Since the late 1600s, the Orthodox Church in Ukraine had been a wing of the Russian Orthodox Church rather than ecclesiastically independent — or “autocephalous.” Some Ukrainians chafed at that arrangement.

Schismatic churches formed under their own Ukrainian leaders, but they were not recognized as canonical by any Orthodox church in the world.

That is about to change.

The Istanbul-based Ecumenical Patriarch of Constantinople recently claimed to remove an anathema against the schismatic Ukrainian church leaders, a major step toward trying to create a Ukrainian church with no ties to the Moscow Patriarchate.

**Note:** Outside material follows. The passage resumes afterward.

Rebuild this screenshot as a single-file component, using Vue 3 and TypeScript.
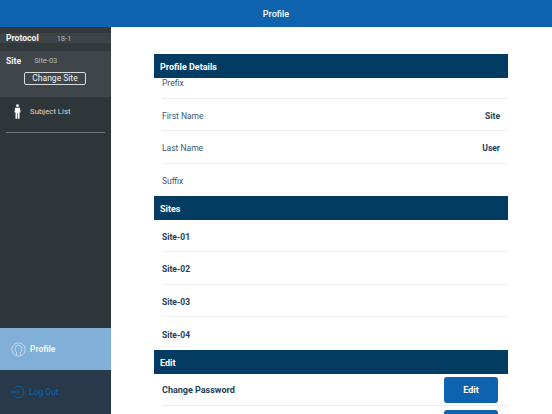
<script setup lang="ts">
const details = [
  { label: 'Prefix', value: '' },
  { label: 'First Name', value: 'Site' },
  { label: 'Last Name', value: 'User' },
  { label: 'Suffix', value: '' },
]
const sites = ['Site-01', 'Site-02', 'Site-03', 'Site-04']
</script>

<template>
  <div class="app">
    <header class="topbar">Profile</header>
    <div class="body">
      <aside class="side">
        <div class="protocol">
          <div class="protocol-strip">
            <span class="side-key">Protocol</span>
            <span class="side-val proto-val">18-1</span>
          </div>
        </div>
        <div class="site">
          <div class="site-line">
            <span class="side-key">Site</span>
            <span class="side-val site-val">Site-03</span>
          </div>
          <button class="change">Change Site</button>
        </div>
        <div class="subject">
          <svg class="person" width="7" height="15" viewBox="0 0 8 18">
            <circle cx="4" cy="2" r="1.7" fill="#fff" />
            <path d="M1 4.6h6l.6 5.6H6.4V17.6H4.4V11.5H3.6V17.6H1.6V10.2H.4z" fill="#fff" />
          </svg>
          <span>Subject List</span>
        </div>
        <div class="rule"></div>
        <div class="spacer"></div>
        <div class="nav-profile">
          <svg class="nav-icon" width="15" height="15" viewBox="0 0 15 15" fill="none" stroke="#d5e5f2" stroke-width="0.8">
            <circle cx="7.5" cy="7.5" r="6.6" />
            <path d="M5.6 13.6V10.6C4.6 9.4 4.2 8 4.2 6.6 4.2 4.6 5.6 3.2 7.5 3.2S10.8 4.6 10.8 6.6C10.8 8 10.4 9.4 9.4 10.6V13.6" />
          </svg>
          <span>Profile</span>
        </div>
        <div class="nav-logout">
          <svg class="nav-icon" width="14" height="14" viewBox="0 0 14 14" fill="none" stroke="#0f63ae" stroke-width="0.9">
            <path d="M2.6 3.4A5.8 5.8 0 1 1 2.6 10.6" />
            <path d="M.4 7H8.4" />
            <circle cx="1" cy="7" r="0.8" fill="#0f63ae" />
          </svg>
          <span>Log Out</span>
        </div>
      </aside>
      <main class="main">
        <div class="sec-head">Profile Details</div>
        <div
          v-for="(d, i) in details"
          :key="d.label"
          class="row detail"
          :class="{ first: i === 0, last: i === details.length - 1 }"
        >
          <span>{{ d.label }}</span>
          <span class="val">{{ d.value }}</span>
        </div>
        <div class="sec-head">Sites</div>
        <div v-for="(s, i) in sites" :key="s" class="row site-row" :class="{ last: i === sites.length - 1 }">
          {{ s }}
        </div>
        <div class="sec-head">Edit</div>
        <div class="row site-row action">
          <span>Change Password</span>
          <button class="edit">Edit</button>
        </div>
        <div class="row site-row action">
          <span></span>
          <button class="edit"></button>
        </div>
      </main>
    </div>
  </div>
</template>

<style>
html, body { margin: 0; padding: 0; overflow: hidden; background: #fff; }
</style>

<style scoped>
.app {
  width: 552px;
  height: 414px;
  display: flex;
  flex-direction: column;
  overflow: hidden;
  font-family: Roboto, "Liberation Sans", sans-serif;
}
.topbar {
  height: 27px;
  flex: none;
  background: #0f63ae;
  color: #fff;
  font-size: 9px;
  font-weight: 500;
  display: flex;
  align-items: center;
  justify-content: center;
}
.body { flex: 1; display: flex; min-height: 0; }
.side {
  width: 111px;
  flex: none;
  background: #2f3639;
  display: flex;
  flex-direction: column;
  color: #e8eaeb;
}
.protocol { height: 24px; flex: none; background: #32383b; padding-top: 6px; box-sizing: border-box; }
.protocol-strip {
  height: 10px;
  background: #3d4346;
  display: flex;
  align-items: center;
  padding-left: 6px;
}
.side-key { font-size: 8.6px; font-weight: 700; color: #f2f3f4; }
.side-val { font-size: 7.5px; color: #b4b9bc; }
.proto-val { margin-left: 18px; }
.site-val { margin-left: 13px; }
.site {
  height: 46px;
  flex: none;
  background: #3f4549;
  box-sizing: border-box;
  padding: 5px 6px 0;
  display: flex;
  flex-direction: column;
}
.site-line { display: flex; align-items: center; height: 9px; }
.change {
  align-self: flex-start;
  margin: 7px 0 0 18px;
  width: 62px;
  height: 13px;
  padding: 0;
  border: 1px solid #d8dbdd;
  border-radius: 2px;
  background: transparent;
  color: #f0f1f2;
  font-family: inherit;
  font-size: 8.5px;
  line-height: 1;
}
.subject {
  height: 27px;
  flex: none;
  margin-top: 1px;
  display: flex;
  align-items: center;
  padding-left: 14px;
  font-size: 7.8px;
  color: #d5d8da;
}
.person { margin-right: 9px; }
.rule { height: 1px; flex: none; margin: 7px 6px 0; background: #71777a; }
.spacer { flex: 1; }
.nav-profile {
  height: 42px;
  flex: none;
  background: #80b0d8;
  display: flex;
  align-items: center;
  padding-left: 11px;
  color: #f1f6fa;
  font-size: 8.5px;
  font-weight: 700;
}
.nav-logout {
  height: 44px;
  flex: none;
  background: #27394b;
  display: flex;
  align-items: center;
  padding-left: 11px;
  color: #0f63ae;
  font-size: 8.5px;
}
.nav-icon { margin-right: 4px; }
.main {
  flex: 1;
  box-sizing: border-box;
  padding: 27px 44px 0 43px;
  overflow: hidden;
  background: #fff;
}
.sec-head {
  height: 24px;
  box-sizing: border-box;
  padding: 2px 0 0 6px;
  background: #033c63;
  color: #fff;
  font-size: 9px;
  font-weight: 700;
  display: flex;
  align-items: center;
}
.row {
  height: 32.33px;
  box-sizing: border-box;
  margin-left: 8px;
  padding-right: 8px;
  padding-top: 2px;
  border-bottom: 1px solid #eceef0;
  display: flex;
  align-items: center;
  justify-content: space-between;
  color: #3a5674;
  font-size: 8.5px;
}
.row.first { height: 21px; align-items: flex-start; padding-top: 0; }
.row.last { border-bottom: none; }
.val { font-weight: 700; color: #1c3d5c; }
.site-row { height: 32.5px; font-weight: 700; font-size: 8.5px; color: #1c3d5c; }
.row.action { margin-right: 0; padding-right: 0; padding-top: 1px; font-size: 9px; }
.edit {
  width: 54px;
  height: 26px;
  margin-right: 10px;
  flex: none;
  padding: 0;
  border: none;
  border-radius: 3px;
  background: #0f63ae;
  color: #fff;
  font-family: inherit;
  font-size: 9px;
  font-weight: 700;
}
</style>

The Russian Orthodox Church, strongly disagreeing the move, announced it would no longer remain in communion with the Ecumenical Patriarch. It also fears it will lose deeply cherished sites including the Pechersk Monastery, the seat of the church’s Ukrainian branch and a major tourist destination renowned for its richly decorated churches and labyrinthine caves holding the relics of holy men.

It’s not exactly clear when independence will be allegedly granted. The two schismatic Ukrainian churches must meet to decide who will be the patriarch of the unified church. Once that decision is made, Constantinople is expected to grant the independence order.

In recent years, about 50 churches in Ukraine that were under the Moscow Patriarchate have been forcibly seized and transferred to the Kiev Patriarchate, according to Metropolitan Antony Pakanich of the Moscow-loyal Ukrainian Church.

“People have been forcibly dragged out of our churches, the locks have been sawed off,” he told The Associated Press. “People in camouflage and balaclavas, with insignia of radical organizations, have come and beat our believers and priests.”

Some believers say they will forcefully defend their right to stay.

“The creation of a local church will push for a new round of confrontation … we, who are supporters of canonical Orthodoxy, will defend our interests here,” said Ilya Bogoslovsky, a 28-year-old who came with his wife and daughter for a service at the chapel of the Tithes Monastery, where the guards had been deployed.